■ What the task requires
Exactly as written, write out the lines below from the first to the one containing "import React from 'react'", inclusive. Pictures do not belong in the copy.
◆ ◆ ◆ ◆
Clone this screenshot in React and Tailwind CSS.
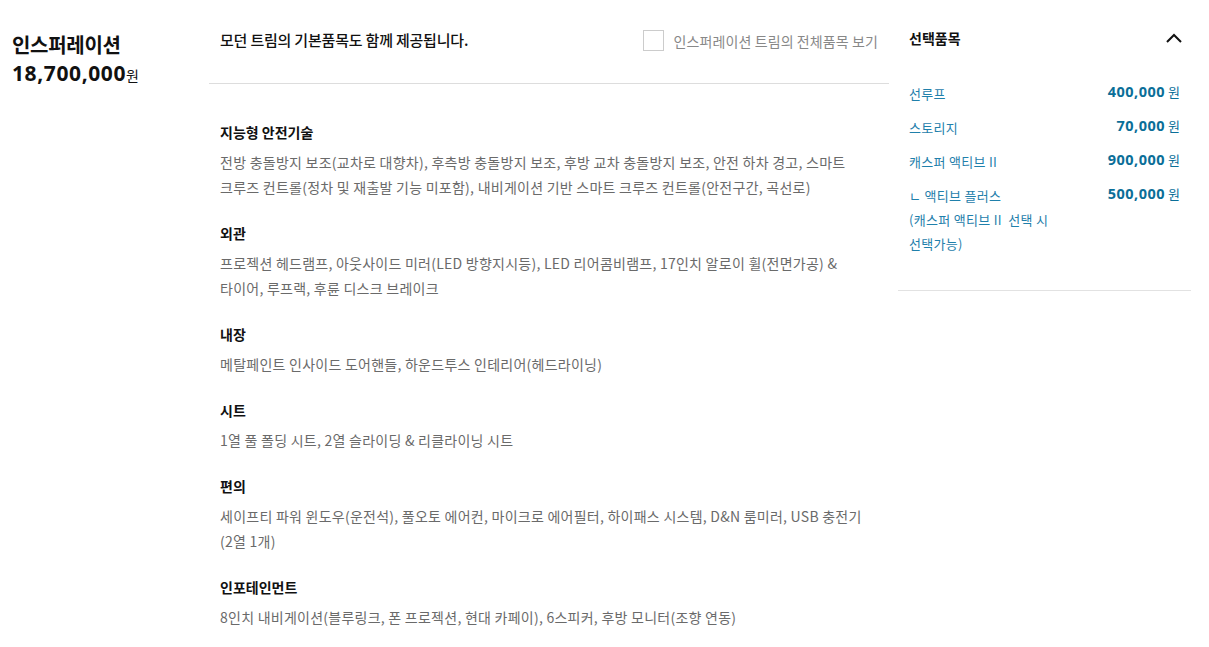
import React from 'react'

const sections = [
  {
    title: '지능형 안전기술',
    desc: '전방 충돌방지 보조(교차로 대향차), 후측방 충돌방지 보조, 후방 교차 충돌방지 보조, 안전 하차 경고, 스마트 크루즈 컨트롤(정차 및 재출발 기능 미포함), 내비게이션 기반 스마트 크루즈 컨트롤(안전구간, 곡선로)',
  },
  {
    title: '외관',
    desc: '프로젝션 헤드램프, 아웃사이드 미러(LED 방향지시등), LED 리어콤비램프, 17인치 알로이 휠(전면가공) & 타이어, 루프랙, 후륜 디스크 브레이크',
  },
  { title: '내장', desc: '메탈페인트 인사이드 도어핸들, 하운드투스 인테리어(헤드라이닝)' },
  { title: '시트', desc: '1열 풀 폴딩 시트, 2열 슬라이딩 & 리클라이닝 시트' },
  {
    title: '편의',
    desc: '세이프티 파워 윈도우(운전석), 풀오토 에어컨, 마이크로 에어필터, 하이패스 시스템, D&N 룸미러, USB 충전기 (2열 1개)',
  },
  { title: '인포테인먼트', desc: '8인치 내비게이션(블루링크, 폰 프로젝션, 현대 카페이), 6스피커, 후방 모니터(조향 연동)' },
]

const options = [
  { name: ['선루프'], price: '400,000' },
  { name: ['스토리지'], price: '70,000' },
  { name: ['캐스퍼 액티브 II'], price: '900,000' },
  { name: ['ㄴ 액티브 플러스', '(캐스퍼 액티브 II  선택 시', '선택가능)'], price: '500,000' },
]

const App = () => {
  return (
    <div
      className="flex w-[1209px] min-h-[647px] bg-white text-[#111]"
      style={{ fontFamily: '"Noto Sans CJK KR", "Noto Sans", sans-serif' }}
    >
      {/* trim name and price */}
      <div className="w-[209px] shrink-0 pl-[12px] pt-[31px]">
        <h2 className="text-[20px] font-bold leading-[28px] tracking-[-0.3px]">인스퍼레이션</h2>
        <p className="text-[21px] font-bold leading-[28px] tracking-[0.6px]" style={{ fontFamily: '"Noto Sans", sans-serif' }}>
          18,700,000<span className="text-[14px] font-normal tracking-normal" style={{ fontFamily: '"Noto Sans CJK KR", sans-serif' }}>원</span>
        </p>
      </div>

      {/* basic items */}
      <div className="w-[680px] shrink-0">
        <div className="flex h-[84px] items-start justify-between border-b border-[#dddddd] px-[11px] pt-[29px]">
          <p className="text-[15px] font-medium leading-[22px] tracking-[-0.2px]">모던 트림의 기본품목도 함께 제공됩니다.</p>
          <label className="flex items-center gap-[10px] pt-[1px]">
            <span className="block h-[21px] w-[21px] border border-[#cccccc] bg-white" />
            <span className="text-[14px] leading-[20px] tracking-[0.1px] text-[#888888]">인스퍼레이션 트림의 전체품목 보기</span>
          </label>
        </div>
        <div className="pl-[11px] pr-[22px] pt-[38px]">
          {sections.map((s) => (
            <div key={s.title} className="mb-[23px]">
              <h3 className="text-[14px] font-bold leading-[20px]">{s.title}</h3>
              <p className="mt-[8px] break-keep text-[14px] leading-[25px] tracking-[0.25px] text-[#6a6a6a]">{s.desc}</p>
            </div>
          ))}
        </div>
      </div>

      {/* selected options */}
      <div className="ml-[9px] w-[293px] shrink-0">
        <div className="border-b border-[#e2e2e2] px-[11px] pb-[34px] pt-[28px]">
          <div className="flex items-center justify-between">
            <h3 className="text-[14px] font-bold leading-[20px]">선택품목</h3>
            <svg width="18" height="12" viewBox="0 0 18 12" fill="none" stroke="#111" strokeWidth="2" className="mr-[-3px]">
              <path d="M2 10 L9 3 L16 10" />
            </svg>
          </div>
          <ul className="mt-[34px] flex flex-col gap-[10px]">
            {options.map((o) => (
              <li key={o.price} className="flex items-start justify-between">
                <span className="text-[13px] leading-[24px] tracking-[0.3px] text-[#1f80ab]">
                  {o.name.map((line) => (
                    <span key={line} className="block whitespace-pre">{line}</span>
                  ))}
                </span>
                <span className="text-[13px] leading-[18px] text-[#0a6e98]">
                  <span className="text-[14.5px] font-bold tracking-[0.5px]" style={{ fontFamily: '"Noto Sans", sans-serif' }}>{o.price}</span> 원
                </span>
              </li>
            ))}
          </ul>
        </div>
      </div>
    </div>
  )
}

export default App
◆ ◆ ◆ ◆
■ Correct output
Clone this screenshot in React and Tailwind CSS.
import React from 'react'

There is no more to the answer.